ARN

How to back-up hyper-converged infrastructure

Backing up hyper-converged infrastructure means backing up virtual machines

Enterprises running hypervisors on hyper-converged infrastructure (HCI) systems typically have back-up options available to them that are not available to those running on generic hardware.

Such customers may also have additional back-up challenges depending on the HCI vendor and hypervisor they have chosen. Let’s take a look.

Traditional hypervisor back-up

When backing up physical servers CIOs might run a full back-up on all of them at one time, and that’s fine. It’s an entirely different situation if all of those servers are actually virtual machines sharing the same physical server.

Even running several full-file incremental back-ups (backing up the entire file even if only one byte has changed) at the same time can significantly affect the performance of a hypervisor. That’s why most customers using server-virtualisation products such as VMware or Hyper-V have switched to more hypervisor-friendly methods.

Options include block-level incremental or source-side deduplication methods. While they’re not technically designed for VM back-ups, they can be very helpful because both significantly reduce the I/O requirements of a back-up by an order of magnitude or more.

They also make it possible to run VM-level back-ups without impacting the overall performance of the hypervisor. One downside is that it reduces the efficiency of virtualisation because it requires the installation and maintenance of client software on each VM. That’s why most people backing up VMs opt for hypervisor-level back-ups.

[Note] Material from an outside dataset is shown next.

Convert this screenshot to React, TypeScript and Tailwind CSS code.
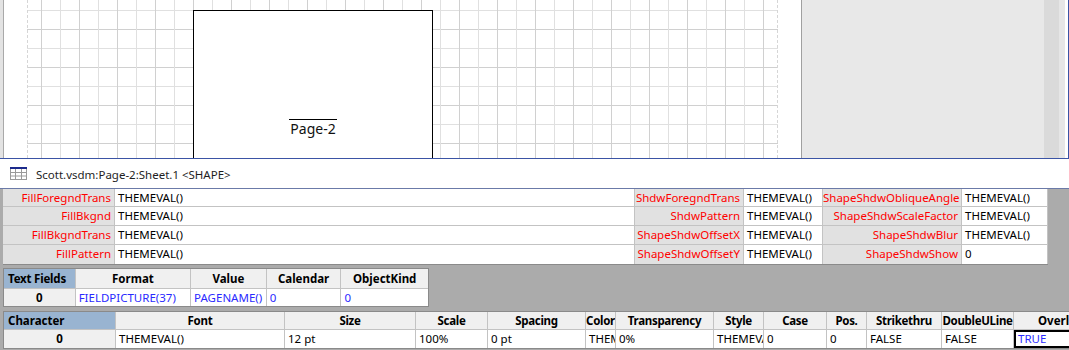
const topRows = [
  ["FillForegndTrans", "THEMEVAL()", "ShdwForegndTrans", "THEMEVAL()", "ShapeShdwObliqueAngle", "THEMEVAL()"],
  ["FillBkgnd", "THEMEVAL()", "ShdwPattern", "THEMEVAL()", "ShapeShdwScaleFactor", "THEMEVAL()"],
  ["FillBkgndTrans", "THEMEVAL()", "ShapeShdwOffsetX", "THEMEVAL()", "ShapeShdwBlur", "THEMEVAL()"],
  ["FillPattern", "THEMEVAL()", "ShapeShdwOffsetY", "THEMEVAL()", "ShapeShdwShow", "0"],
];

const topWidths = ["w-[112px]", "w-[520px]", "w-[109px]", "w-[79px]", "w-[139px]", "w-[86px]"];

const fieldCols = [
  { h: "Format", v: "FIELDPICTURE(37)", w: "w-[116px]" },
  { h: "Value", v: "PAGENAME()", w: "w-[76px]" },
  { h: "Calendar", v: "0", w: "w-[75px]" },
  { h: "ObjectKind", v: "0", w: "w-[87px]" },
];

const charCols = [
  { h: "Font", v: "THEMEVAL()", w: "w-[169px]" },
  { h: "Size", v: "12 pt", w: "w-[131px]" },
  { h: "Scale", v: "100%", w: "w-[72px]" },
  { h: "Spacing", v: "0 pt", w: "w-[98px]" },
  { h: "Color", v: "THEMEVAL()", w: "w-[30px]" },
  { h: "Transparency", v: "0%", w: "w-[98px]" },
  { h: "Style", v: "THEMEVAL()", w: "w-[50px]" },
  { h: "Case", v: "0", w: "w-[63px]" },
  { h: "Pos.", v: "0", w: "w-[40px]" },
  { h: "Strikethru", v: "FALSE", w: "w-[75px]" },
  { h: "DoubleULine", v: "FALSE", w: "w-[72px]" },
];

function SheetIcon() {
  return (
    <svg width="17" height="13" viewBox="0 0 17 13" className="shrink-0">
      <rect x="0.5" y="0.5" width="16" height="12" fill="#fff" stroke="#9a9a9a" />
      <rect x="0" y="0" width="17" height="2" fill="#1c2a8c" />
      <line x1="5.5" y1="2" x2="5.5" y2="13" stroke="#9a9a9a" />
      <line x1="11.5" y1="2" x2="11.5" y2="13" stroke="#9a9a9a" />
      <line x1="0" y1="5.5" x2="17" y2="5.5" stroke="#9a9a9a" />
      <line x1="0" y1="9" x2="17" y2="9" stroke="#9a9a9a" />
    </svg>
  );
}

export default function App() {
  return (
    <div className="w-[1069px] h-[350px] overflow-hidden bg-white font-['Noto_Sans',sans-serif] text-[11.5px] text-black">
      {/* drawing window */}
      <div className="relative flex h-[159px] overflow-hidden border-b border-r border-[#3b54a5]">
        <div className="w-[4px] bg-[#e3e3e3] border-r border-[#a9a9a9]" />
        <div className="flex w-[797px] bg-white pl-[23px]">
          <div className="w-[751px] h-full border-x border-dashed border-[#d6d6d6] bg-[image:linear-gradient(to_right,#d0d0d0_0_1px,transparent_1px_19px,#e0e0e0_19px_20px,transparent_20px),linear-gradient(to_bottom,#d0d0d0_0_1px,transparent_1px_19px,#e0e0e0_19px_20px,transparent_20px)] bg-[size:38px_38px] bg-[position:13px_29px]" />
        </div>
        <div className="w-px bg-[#a0a0a0]" />
        <div className="w-[242px] bg-[#e8e8e8]" />
        <div className="w-[15px] bg-[#dadada]" />
        <div className="w-[6px] bg-[#e6e6e6]" />
        <div className="flex-1 bg-white" />
        <div className="absolute left-[193px] top-[10px] w-[240px] h-[170px] border border-black bg-white">
          <div className="absolute left-0 right-0 top-[108px] flex justify-center">
            <span className="border-t border-black pt-[2px] px-px text-[14px] leading-[14px] text-[#111]">Page-2</span>
          </div>
        </div>
      </div>

      {/* title bar */}
      <div className="flex items-center h-[29px] pl-[10px] gap-[9px] bg-white">
        <SheetIcon />
        <span className="text-[11.5px] text-[#1e1e1e] pt-[2px]">Scott.vsdm:Page-2:Sheet.1 &lt;SHAPE&gt;</span>
      </div>

      {/* shapesheet */}
      <div className="h-[162px] bg-[#ababab] border-t border-[#6b7aa8] pl-[3px]">
        <div className="w-[1045px] border-b border-[#8a8a8a]">
          {topRows.map((r, i) => (
            <div key={i} className={`flex ${i === 0 ? "h-[18px]" : "h-[19px]"} ${i < 3 ? "border-b border-[#c3c3c3]" : ""}`}>
              {r.map((c, j) => (
                <div
                  key={j}
                  className={`${topWidths[j]} h-full leading-[17px] whitespace-nowrap overflow-hidden border-r border-[#c3c3c3] ${
                    j % 2 === 0 ? "bg-[#e1e1e1] text-right pr-[3px] text-[#ff0000]" : "bg-white pl-[3px]"
                  }`}
                >
                  {c}
                </div>
              ))}
            </div>
          ))}
        </div>

        {/* text fields */}
        <div className="mt-[3px] w-[426px] border border-[#8a8a8a]">
          <div className="flex h-[20px] border-b border-[#c3c3c3] font-bold">
            <div className="w-[72px] bg-[#99b4d1] border-r border-[#c3c3c3] pl-[4px] leading-[19px] tracking-[-0.2px]">Text Fields</div>
            {fieldCols.map((c) => (
              <div key={c.h} className={`${c.w} bg-[#f0f0f0] border-r border-[#c3c3c3] last:border-r-0 text-center leading-[19px]`}>
                {c.h}
              </div>
            ))}
          </div>
          <div className="flex h-[17px]">
            <div className="w-[72px] bg-[#f0f0f0] border-r border-[#c3c3c3] text-center font-bold leading-[17px]">0</div>
            {fieldCols.map((c) => (
              <div key={c.h} className={`${c.w} bg-white border-r border-[#c3c3c3] last:border-r-0 pl-[3px] leading-[17px] text-[#2a2aff] whitespace-nowrap overflow-hidden`}>
                {c.v}
              </div>
            ))}
          </div>
        </div>

        {/* character */}
        <div className="mt-[4px] flex w-[1070px] border border-r-0 border-[#8a8a8a]">
          <div className="w-[112px] shrink-0 border-r border-[#c3c3c3]">
            <div className="h-[18px] bg-[#99b4d1] border-b border-[#c3c3c3] pl-[4px] font-bold leading-[17px]">Character</div>
            <div className="h-[18px] bg-[#f0f0f0] text-center font-bold leading-[18px]">0</div>
          </div>
          {charCols.map((c) => (
            <div key={c.h} className={`${c.w} shrink-0 border-r border-[#c3c3c3]`}>
              <div className="h-[18px] bg-[#f0f0f0] border-b border-[#c3c3c3] flex justify-center font-bold leading-[17px] tracking-[-0.3px] whitespace-nowrap overflow-hidden">
                {c.h}
              </div>
              <div className="h-[18px] bg-white pl-[3px] leading-[18px] whitespace-nowrap overflow-hidden">{c.v}</div>
            </div>
          ))}
          <div className="flex-1 shrink-0 min-w-[100px]">
            <div className="h-[18px] bg-[#f0f0f0] border-b border-[#c3c3c3] font-bold leading-[17px] pl-[24px] whitespace-nowrap">Overline</div>
            <div className="h-[18px] bg-white border-2 border-black pl-[2px] leading-[14px] text-[#2a2aff]">TRUE</div>
          </div>
        </div>
      </div>
    </div>
  );
}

Hypervisor-level back-ups utilise software or APIs at the hypervisor level. Each major hypervisor offers such an API. Back-up systems interfacing with these APIs are typically able to ask the hypervisor for the blocks that have changed since the last successful back-up.

The back-up system backs up only those changed blocks, significantly reducing the I/O requirement and reduces the amount of CPU required to identify and locate change blocks. The combined effect of these two features significantly reduces the impact of back-ups on the hypervisor.

Snapshot-based back-up

Some storage products have connected hypervisor-back-up APIs with their snapshot capability as a back-up methodology. All customers need to do is to put their datastore on the storage system in question and provide the appropriate level of authentication into the hypervisor.

At the agreed-upon schedule, the snapshot system interfaces with the hypervisor, places the various VMs in the appropriate back-up mode, and takes a storage-level snapshot. The snapshot takes only a few seconds to make, then the VMs can be taken out of back-up mode. This is faster than the previous back-up method and has a lower impact on back-up performance.

The snapshots would need to be replicated to another storage system in order to be considered a valid back-up. Such replication typically requires very little bandwidth and CPU and is relatively easy to accomplish. This allows enterprises using this back-up method to have both an on-premises and off-premises copy without ever having to perform what most people consider to be a back-up.

Snapshot back-ups and HCI

Snapshot-based back-ups – as long as they are replicated to another location – offer some of the fastest recovery time objectives and tightest recovery point objectives in the industry. One downside to using them is that they traditionally require a separate storage product, one that might be quite expensive.

Many hyper-converged infrastructure systems take care of this downside by bundling compute, network, and storage in a single package that also typically includes snapshot-based data-protection mechanisms.

They use the snapshot-based back-up method but without requiring a separate storage system. This single, integrated system makes it easier to create and manage VMs while also making sure that back-ups are happening as well via HCI’s integrated snapshot-based back-up system.

Instead of compute, networking, storage, and back-up systems from four different vendors, the HCI world offers a single vendor that accomplishes all of that. This is a contributing reason why many companies, especially smaller ones, have really taken to HCI.

Some take integrated data protection even further, and integrate these back-ups into the cloud, providing a DR function as well. This allows CIOs to recover an entire data centre to the cloud, without ever running a traditional back-up or replicating data the way they would in a typical disaster recovery scenario.

What about lesser-used hypervisors?

Some HCI vendors do not use Hyper-V or VMware. For example, Scale Computing uses the KVM hypervisor and Nutanix uses the Acropolis Hypervisor (AHV), although Nutanix also supports VMware. The potential concern here is whether these hypervisors have the same level of data-protection APIs offered by VMware and Hyper-V and whether back-up vendors write to those APIs.

Customers using HCI vendors that use other-than-mainstream hypervisors have two basic choices for data protection: find a back-up-software vendor that supports the hypervisor or use the integrated data protection features available in the HCI product.

A few vendors address the back-up needs of this market. The integrated snapshot-based back-up systems available in both Scale Computing and Nutanix are on par with the snapshot-based back-up systems mentioned in other HCI platforms.

The integrated data-protection and disaster recovery features from some HCI vendors meet or exceed what is possible using third-party tools. Such companies argue that it’s simply one more thing they are simplifying, and that’s a solid argument.

If a single product could meet compute, networking, and storage needs, while also making sure a business is protected in case of an outage or disaster – that’s a compelling offer.